Crysencio Summerville's true feelings about Leeds United as 'fighter' answers Jesse Marsch — Leeds Live 23/5/24
By Ciaran Kelly
The Leeds United dressing room fell deathly silent. The
shock of relegation was still setting in when captain Liam Cooper stood up and
told those around him who did not want to stay and fight to do one. Among those
listening on that painful afternoon at Elland Road was an unused substitute:
Crysencio Summerville.
There would be interest from elsewhere that summer, but
there was ultimately only one thought in the 'calm' Dutchman's mind as the
window progressed: getting Leeds back to the big time. This was a club that had
long left its mark as close friend Melayro Bogarde explained.
"He has always been positive about Leeds and the
fanbase," Summerville's former Feyenoord team-mate told Leeds Live.
"If you do well like he is doing now, you will of course enjoy it."

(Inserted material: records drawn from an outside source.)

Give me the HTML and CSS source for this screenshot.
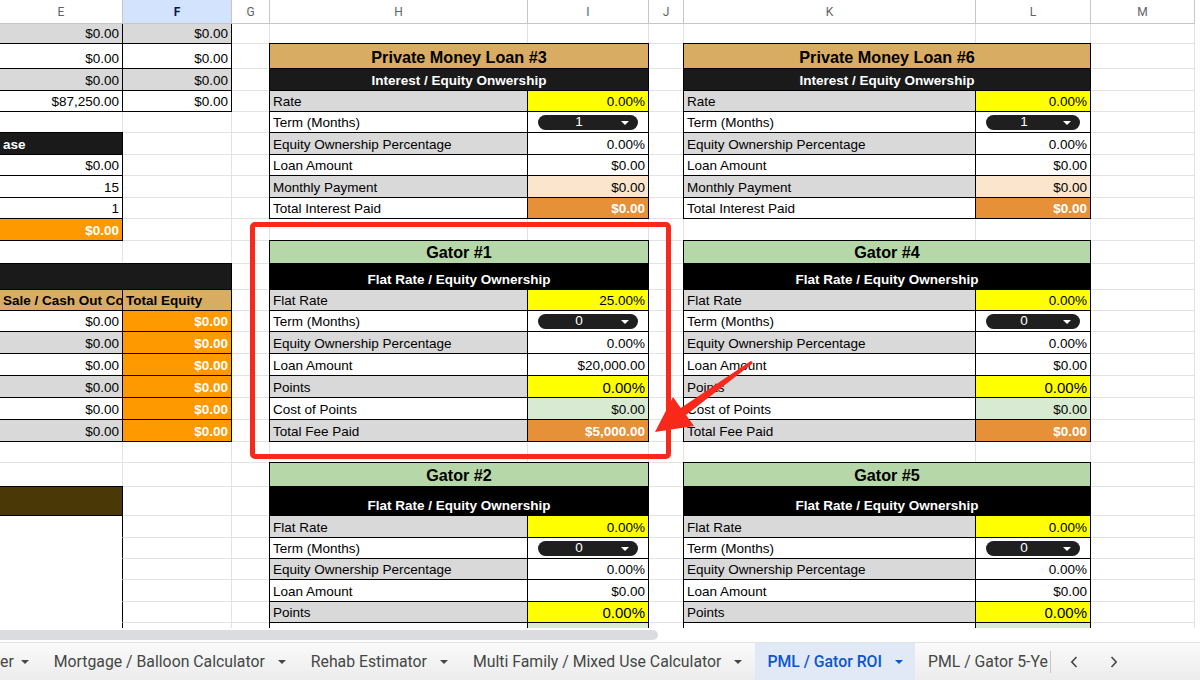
FILE: index.html
```html
<!DOCTYPE html>
<html lang="en">
<head>
    <meta charset="UTF-8">
    <meta name="viewport" content="width=device-width, initial-scale=1.0">
    <title>PML / Gator ROI</title>
    <link rel="stylesheet" href="styles.css">
</head>
<body>

<div class="app">
    <!-- cells get built by the script below -->
    <div class="sheet" id="sheet"></div>

    <div class="hscroll"><div class="thumb"></div></div>

    <div class="tabs">
        <div class="tab first"><span>er</span><i class="caret"></i></div>
        <div class="tab"><span>Mortgage / Balloon Calculator</span><i class="caret"></i></div>
        <div class="tab"><span>Rehab Estimator</span><i class="caret"></i></div>
        <div class="tab"><span>Multi Family / Mixed Use Calculator</span><i class="caret"></i></div>
        <div class="tab active"><span>PML / Gator ROI</span><i class="caret"></i></div>
        <div class="tab cut"><span>PML / Gator 5-Ye</span></div>
        <div class="divider"></div>
        <div class="nav">
            <svg width="8" height="12" viewBox="0 0 8 12"><path d="M6.5 1 1.8 6l4.7 5" fill="none" stroke="#444746" stroke-width="1.6"/></svg>
            <svg width="8" height="12" viewBox="0 0 8 12"><path d="M1.5 1 6.2 6l-4.7 5" fill="none" stroke="#444746" stroke-width="1.6"/></svg>
        </div>
    </div>

    <!-- annotation drawn on top of the screenshot -->
    <div class="mark"></div>
    <svg class="arrow" viewBox="0 0 1200 680">
        <polygon points="751.1,360.8 680.8,407.9 673,397 655,432 694,426 686,415.1 752.9,363.2" fill="#f8291a"/>
    </svg>
</div>

<script>
    const sheet = document.getElementById('sheet');
    const LAST_ROW = 28; // only a sliver of this row shows above the scrollbar

    function add(cls, text) {
        const d = document.createElement('div');
        d.className = cls;
        if (text) d.textContent = text;
        sheet.appendChild(d);
        return d;
    }

    // one grid cell, empty ones just show the grid lines
    function put(item, hideText) {
        if (!item) return add('cell', '');
        const cls = item[0];
        const text = hideText ? '' : item[1];
        if (cls.includes('pick')) {
            const d = add('cell ' + cls, '');
            const chip = document.createElement('span');
            chip.className = 'chip';
            chip.textContent = text;
            d.appendChild(chip);
            return d;
        }
        return add('cell ' + cls, text);
    }

    function pml(n) {
        return [
            [['tan title span2 b bl bt', 'Private Money Loan #' + n]],
            [['ink sub span2 b bl', 'Interest / Equity Onwership']],
            [['gray b bl', 'Rate'], ['yel b num', '0.00%']],
            [['b bl', 'Term (Months)'], ['b pick', '1']],
            [['gray b bl', 'Equity Ownership Percentage'], ['b num', '0.00%']],
            [['b bl', 'Loan Amount'], ['b num', '$0.00']],
            [['gray b bl', 'Monthly Payment'], ['peach b num', '$0.00']],
            [['b bl', 'Total Interest Paid'], ['total b num', '$0.00']]
        ];
    }

    function gator(n, rate, loan, fee) {
        return [
            [['green title span2 b bl bt', 'Gator #' + n]],
            [['black sub span2 b bl', 'Flat Rate / Equity Ownership']],
            [['gray b bl', 'Flat Rate'], ['yel b num', rate]],
            [['b bl', 'Term (Months)'], ['b pick', '0']],
            [['gray b bl', 'Equity Ownership Percentage'], ['b num', '0.00%']],
            [['b bl', 'Loan Amount'], ['b num', loan]],
            [['gray b bl', 'Points'], ['yel b num big', '0.00%']],
            [['b bl', 'Cost of Points'], ['mint b num', '$0.00']],
            [['gray b bl', 'Total Fee Paid'], ['total b num', fee]]
        ];
    }

    // tables stacked down a column pair, keyed by sheet row
    function stack(a, b, c) {
        const out = {};
        [[2, a], [11, b], [21, c]].forEach(([start, t]) => {
            t.forEach((row, i) => out[start + i] = row);
        });
        return out;
    }

    const colH = stack(pml(3), gator(1, '25.00%', '$20,000.00', '$5,000.00'), gator(2, '0.00%', '$0.00', '$0.00'));
    const colK = stack(pml(6), gator(4, '0.00%', '$0.00', '$0.00'), gator(5, '0.00%', '$0.00', '$0.00'));

    const colE = {
        1: [['gray b num', '$0.00'], ['gray b num', '$0.00']],
        2: [['b num', '$0.00'], ['b num', '$0.00']],
        3: [['gray b num', '$0.00'], ['gray b num', '$0.00']],
        4: [['b num', '$87,250.00'], ['b num', '$0.00']],
        6: [['ink b bt bold', 'ase'], null],
        7: [['b num', '$0.00'], null],
        8: [['b num', '15'], null],
        9: [['b num', '1'], null],
        10: [['orange b num', '$0.00'], null],
        12: [['ink b bt span2', '']],
        13: [['tan b bold', 'Sale / Cash Out Co'], ['tan b bold', 'Total Equity']],
        22: [['brown b bt', ''], null]
    };
    for (let r = 14; r <= 19; r++) {
        colE[r] = [[(r % 2 ? 'gray ' : '') + 'b num', '$0.00'], ['orange b num', '$0.00']];
    }
    for (let r = 23; r <= LAST_ROW; r++) colE[r] = [['merged', ''], null];

    // column letters
    ['E', 'F', 'G', 'H', 'I', 'J', 'K', 'L', 'M'].forEach(l => {
        add(l === 'F' ? 'hd sel' : 'hd', l);
    });

    for (let r = 1; r <= LAST_ROW; r++) {
        const row = [].concat(
            colE[r] || [null, null], [null],
            colH[r] || [null, null], [null],
            colK[r] || [null, null], [null]
        );
        row.forEach(item => put(item, r === LAST_ROW));
    }
</script>

</body>
</html>
```

FILE: styles.css
```css
* {
    box-sizing: border-box;
}
body {
    margin: 0;
    overflow: hidden;
    background: #fff;
    font-family: "Liberation Sans", Arial, sans-serif;
}
.app {
    position: relative;
    width: 1200px;
    height: 680px;
    display: flex;
    flex-direction: column;
}

/* Sheet grid */
.sheet {
    flex: none;
    height: 628px;
    overflow: hidden;
    display: grid;
    grid-template-columns: 123px 109px 38px 258px 121px 35px 292px 115px 104px;
    grid-template-rows: 24px 20px 25px 22px 21px 21px 22px 21px 22px 21px 22px 23px 26px 21px 21px 22px 22px 22px 22px 22px 21px 24px 29px 22px 21px 21px 22px 21px 22px;
}
.hd {
    display: flex;
    align-items: center;
    justify-content: center;
    padding-top: 1px;
    border-right: 1px solid #c4c7c5;
    border-bottom: 1px solid #c4c7c5;
    background: #fff;
    color: #5f6368;
    font: 12px Roboto, Arial, sans-serif;
}
.hd.sel {
    background: #d3e3fd;
    color: #041e49;
    font-weight: bold;
}
.cell {
    display: flex;
    align-items: flex-end;
    padding: 0 3px 1px;
    border-right: 1px solid #e2e3e3;
    border-bottom: 1px solid #e2e3e3;
    font-size: 13.5px;
    line-height: 16px;
    color: #000;
    white-space: nowrap;
    overflow: hidden;
    min-width: 0;
}
.b {
    border-right-color: #000;
    border-bottom-color: #000;
}
.bl {
    border-left: 1px solid #000;
    margin-left: -1px;
}
.bt {
    border-top: 1px solid #000;
    margin-top: -1px;
}
.num {
    justify-content: flex-end;
}
.span2 {
    grid-column: span 2;
}
.title {
    justify-content: center;
    font-weight: bold;
    font-size: 16.2px;
    line-height: 19px;
}
.sub {
    justify-content: center;
    font-weight: bold;
}
.bold {
    font-weight: bold;
}
.big {
    font-size: 15px;
}
.merged {
    border-right-color: #000;
    border-bottom-color: #fff;
}

/* fills */
.gray { background: #d9d9d9; }
.yel { background: #ffff00; }
.peach { background: #fce5cd; }
.mint { background: #d9ead3; }
.tan { background: #d8ac62; }
.green { background: #b6d7a8; }
.brown { background: #4a3907; }
.ink { background: #1a1a1a; color: #fff; }
.black { background: #000; color: #fff; }
.total { background: #e69138; color: #fff; font-weight: bold; }
.orange { background: #ff9900; color: #fff; font-weight: bold; }

/* dropdown chip */
.pick {
    align-items: center;
    padding: 0 10px;
}
.chip {
    position: relative;
    flex: 1;
    height: 15px;
    padding-right: 18px;
    border-radius: 8px;
    background: #1f1f1f;
    color: #fff;
    display: flex;
    align-items: center;
    justify-content: center;
    font-size: 13.5px;
}
.chip::after {
    content: "";
    position: absolute;
    right: 9px;
    top: 6px;
    border-left: 4px solid transparent;
    border-right: 4px solid transparent;
    border-top: 4px solid #fff;
}

/* bottom bars */
.hscroll {
    flex: none;
    height: 14px;
    padding-top: 2px;
}
.thumb {
    width: 658px;
    height: 10px;
    background: #dadce0;
    border-radius: 0 5px 5px 0;
}
.tabs {
    flex: 1;
    display: flex;
    align-items: stretch;
    border-top: 1px solid #e3e3e3;
    background: linear-gradient(#fafafa, #ececec);
    font: 15.8px Roboto, sans-serif;
    color: #444746;
    overflow: hidden;
}
.tab {
    flex: none;
    display: flex;
    align-items: center;
    gap: 13px;
    padding: 0 12.5px;
    white-space: nowrap;
}
.tab.first {
    margin-left: -12.5px;
    gap: 7px;
}
.tab.active {
    background: #e1e9f7;
    color: #0b57d0;
    font-weight: 500;
}
.tab.cut {
    padding-right: 2px;
}
.caret {
    width: 0;
    height: 0;
    border-left: 4px solid transparent;
    border-right: 4px solid transparent;
    border-top: 4px solid currentColor;
}
.divider {
    align-self: center;
    width: 1px;
    height: 22px;
    background: #c4c7c5;
}
.nav {
    display: flex;
    align-items: center;
    gap: 32px;
    padding-left: 19px;
}

/* red annotation */
.mark {
    position: absolute;
    left: 250px;
    top: 222px;
    width: 421px;
    height: 237px;
    border: 5px solid #f8291a;
    border-radius: 5px;
    pointer-events: none;
}
.arrow {
    position: absolute;
    left: 0;
    top: 0;
    width: 1200px;
    height: 680px;
    pointer-events: none;
}
```
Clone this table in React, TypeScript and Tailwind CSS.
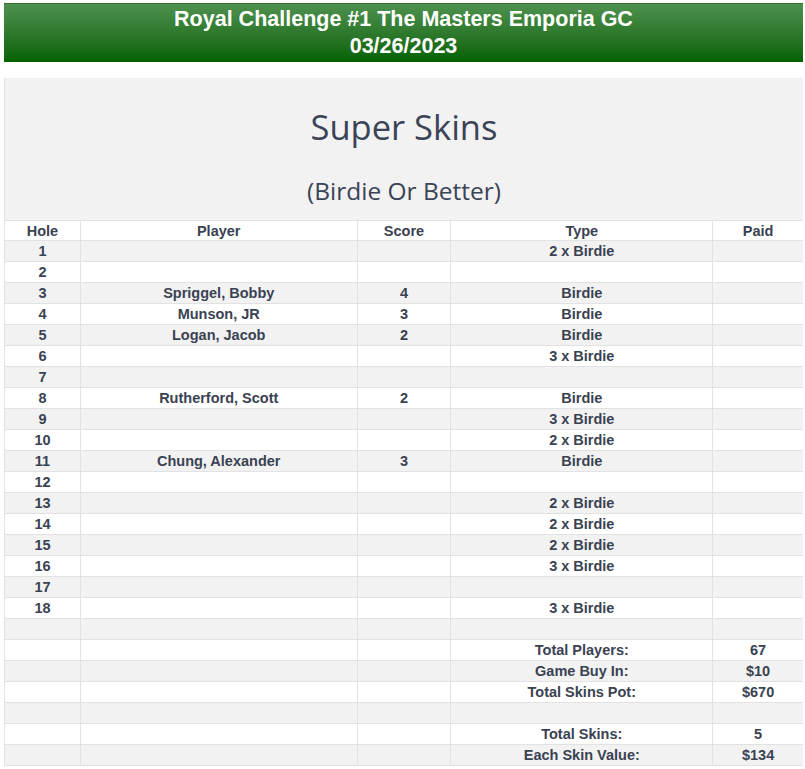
import React from "react";

const rows: [string, string, string, string, string][] = [
  ["1", "", "", "2 x Birdie", ""],
  ["2", "", "", "", ""],
  ["3", "Spriggel, Bobby", "4", "Birdie", ""],
  ["4", "Munson, JR", "3", "Birdie", ""],
  ["5", "Logan, Jacob", "2", "Birdie", ""],
  ["6", "", "", "3 x Birdie", ""],
  ["7", "", "", "", ""],
  ["8", "Rutherford, Scott", "2", "Birdie", ""],
  ["9", "", "", "3 x Birdie", ""],
  ["10", "", "", "2 x Birdie", ""],
  ["11", "Chung, Alexander", "3", "Birdie", ""],
  ["12", "", "", "", ""],
  ["13", "", "", "2 x Birdie", ""],
  ["14", "", "", "2 x Birdie", ""],
  ["15", "", "", "2 x Birdie", ""],
  ["16", "", "", "3 x Birdie", ""],
  ["17", "", "", "", ""],
  ["18", "", "", "3 x Birdie", ""],
  ["", "", "", "", ""],
  ["", "", "", "Total Players:", "67"],
  ["", "", "", "Game Buy In:", "$10"],
  ["", "", "", "Total Skins Pot:", "$670"],
  ["", "", "", "", ""],
  ["", "", "", "Total Skins:", "5"],
  ["", "", "", "Each Skin Value:", "$134"],
];

const widths = ["w-[76px]", "w-[277px]", "w-[94px]", "w-[262px]", "w-[90px]"];

function Row({ cells, bg, top }: { cells: string[]; bg: string; top?: boolean }) {
  return (
    <div className={`flex h-[21px] border-b border-[#e2e2e2] ${top ? "border-t" : ""} ${bg}`}>
      {cells.map((c, i) => (
        <div
          key={i}
          className={`${widths[i]} flex items-center justify-center leading-none pt-[1px] ${i < 4 ? "border-r border-[#e2e2e2]" : ""}`}
        >
          {c}
        </div>
      ))}
    </div>
  );
}

export default function App() {
  return (
    <div className="w-[805px] h-[769px] bg-white pl-[4px] pr-[2px] pt-[3px] text-[#3a4252]" style={{ fontFamily: '"Liberation Sans", Arial, sans-serif' }}>
      <div className="h-[59px] border-t border-[#2f6e2f] bg-gradient-to-b from-[#4d914d] to-[#006200] flex flex-col items-center justify-center text-white font-bold text-[21.5px] leading-[27px]">
        <div>Royal Challenge #1 The Masters Emporia GC</div>
        <div>03/26/2023</div>
      </div>
      <div className="mt-[16px] border-l border-[#e2e2e2]">
        <div className="h-[142px] bg-[#f2f2f2] flex flex-col items-center" style={{ fontFamily: '"Open Sans", sans-serif' }}>
          <div className="mt-[26px] text-[34.5px] leading-[46px] text-[#3b4356]">Super Skins</div>
          <div className="mt-[25px] text-[24.5px] leading-[32px] text-[#3b4356]">(Birdie Or Better)</div>
        </div>
        <div className="font-bold text-[14.5px]">
          <Row cells={["Hole", "Player", "Score", "Type", "Paid"]} bg="bg-white" top />
          {rows.map((r, i) => (
            <Row key={i} cells={r} bg={i % 2 === 0 ? "bg-[#f2f2f2]" : "bg-white"} />
          ))}
        </div>
      </div>
    </div>
  );
}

You can tell Summerville is enjoying life at Leeds ahead of
the biggest game of his career on Sunday and the numbers tell their own story
in that regard: 20 goals, nine assists and 120 chances created. Summerville was
always a highly-rated prospect, but the Championship's player of the season has
hit new heights under Daniel Farke.
In a play-off final with such high stakes, against a side
like Southampton, Summerville is one of a number of genuine game-changers at
Leeds' disposal who the Whites will hope can help take them back to the
promised land rather than potentially bidding farewell in defeat. So what is it
about Summerville that makes him a little different? Let's ask Wouter Berger,
who has known Summerville for a decade after also coming through the ranks at
Feyenoord.
"Cree is a player who's really good one against
one," the Stoke City midfielder told Leeds Live. "He's always someone
who's really dangerous. You just have to play him the ball and he makes
something special out of it."
It is worth noting that Southampton have kept Summerville
quiet in both of the previous league meetings this season. However, Wembley
feels like a stage tailormade for Summerville to step up when it matters most -
and the 22-year-old certainly does not need any added motivation.
Summerville once told his brother that he would one day play
in the Premier League; the forward was 12 at the time. When Summerville
realised that dream, in 2021, the prospect could not help but burst into tears
when he got home. Yet that was not necessarily Summerville's lift-off moment.
Nor was a stunning winner at Anfield for that matter.
The reality is that Summerville has made more appearances in
one season in the Championship than he ever did in the Premier League. Former
boss Jesse Marsch repeatedly spoke of 'discipline, professionalism and work
ethic' being a 'big factor' with Summerville, whether it was getting to
training early enough, putting the work in the gym or paying attention in
analysis sessions. Farke, in contrast, has talked of a more mature player who
is 'on it more or less each and every day on the training pitch'.
Clearly, for all Summerville's well-documented flair, there
is a steeliness, too, to get to the top as former Feyenoord academy director
Damien Hertog explained.
"He is really brave," Hertog told Leeds Live.
"He's a fighter. He wants to be the best and when you grow older, you
stand up for yourself, which is a good thing. You need this to survive and to
make it."
Summerville has long needed that quality. The Dutchman has
always been one of the smallest players in his age group, but his intelligence,
technical ability and explosive speed meant that did not matter.
Summerville was always able to wriggle out of a tight spot
or change direction at the last minute after seeing a challenge coming. This
was a youngster who once even put Real Madrid to the sword at youth level in
the Mladen Ramljak International Memorial Tournament in Zagreb.
Richard Grootscholten, who was the academy director at
Feyenoord at the time, was among those watching on that afternoon in 2018 and
still sees that 'same boy receiving the ball and dribbling past three players
who are trying to kick him'.
"It doesn't matter if there are thousands of people in
the stadium or people are negative towards him - he will do the same
again," he told Leeds Live. "That's a special talent."
Just as Summerville was fearless on the field, the same was
true off it when the forward left Feyenoord and all that he knew in Rotterdam
behind at the age of 19 to move to Leeds. It was a difficult adjustment at
first, but Summerville did not give up.
"I always admired that he is really doing what is in
his head," Berger added. "How he sees things is his truth. That's why
he follows his plan and that's a really strong quality."